There's an engineer on the leading edge, who had been working with 24-bit recording and a digital console, but reverted to a purist-quality analog console when he upgraded his converters to 24 bits. He found he got better-sounding results mixing live sources in analog and then feeding the 24-bit A/D than by starting with A/D's and feeding a digital console. It takes a very special digital console to preserve 24-bit quality; it's also difficult and expensive to design an A/D converter that retains high resolution inside the polluting environment of a digital console.

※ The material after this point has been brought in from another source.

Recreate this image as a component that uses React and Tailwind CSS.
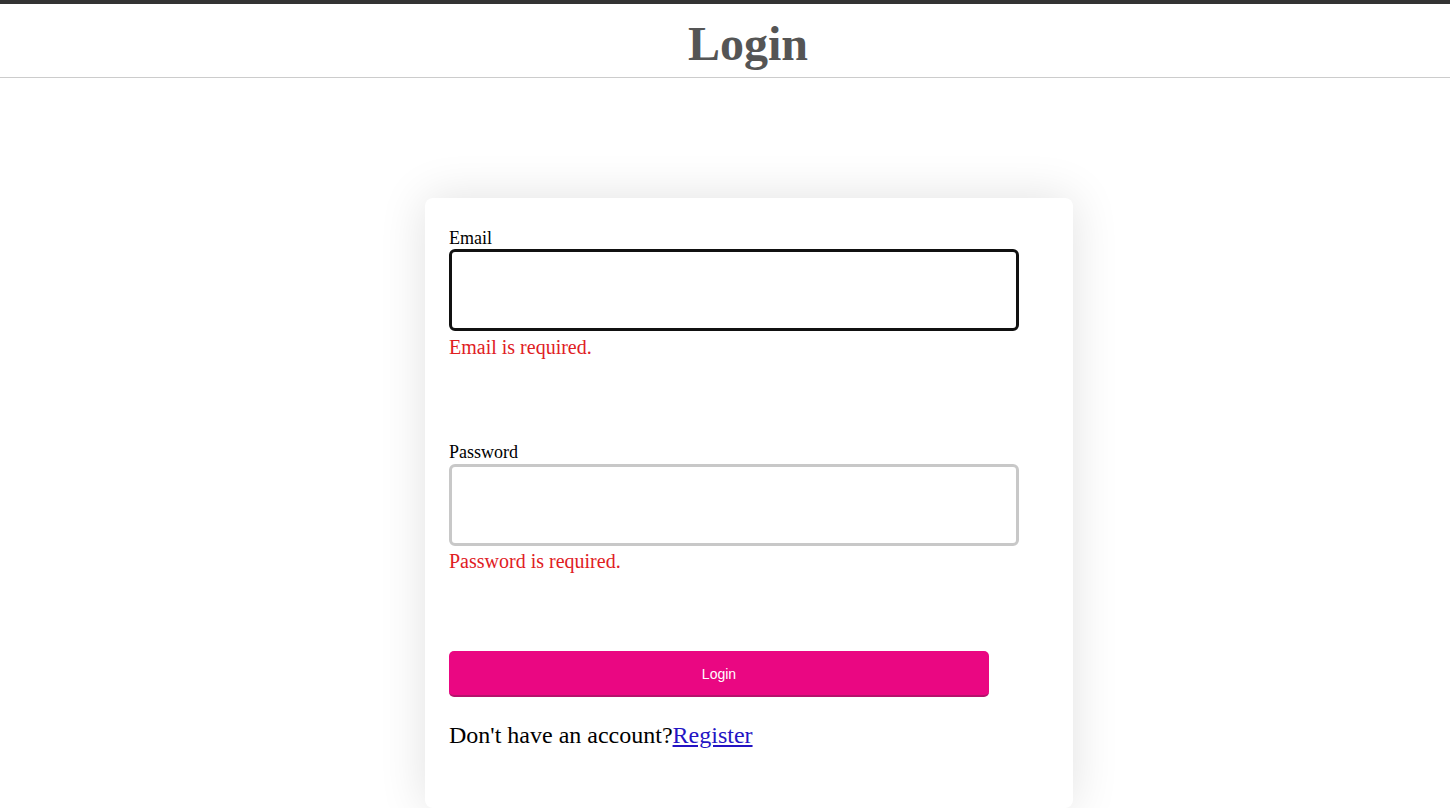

VI. No Longer The Missing Link - Affordable 24-bit file interchange
At Digital Domain, we encourage clients to send us 24-bit files at the highest sample rate you are working at. See my article Preparing Tapes and Files for Mastering for descriptions of all the new high-bit formats.
VII. Conclusion
DAWs, digital tape recorders and digital consoles affect sound. Use these tools properly and your music will sound better. Mastering houses thrive on high-resolution sources. Consider the choices and send the best source you can for mastering. Manufacturers--Give Us More Bits--and please, make them compatible!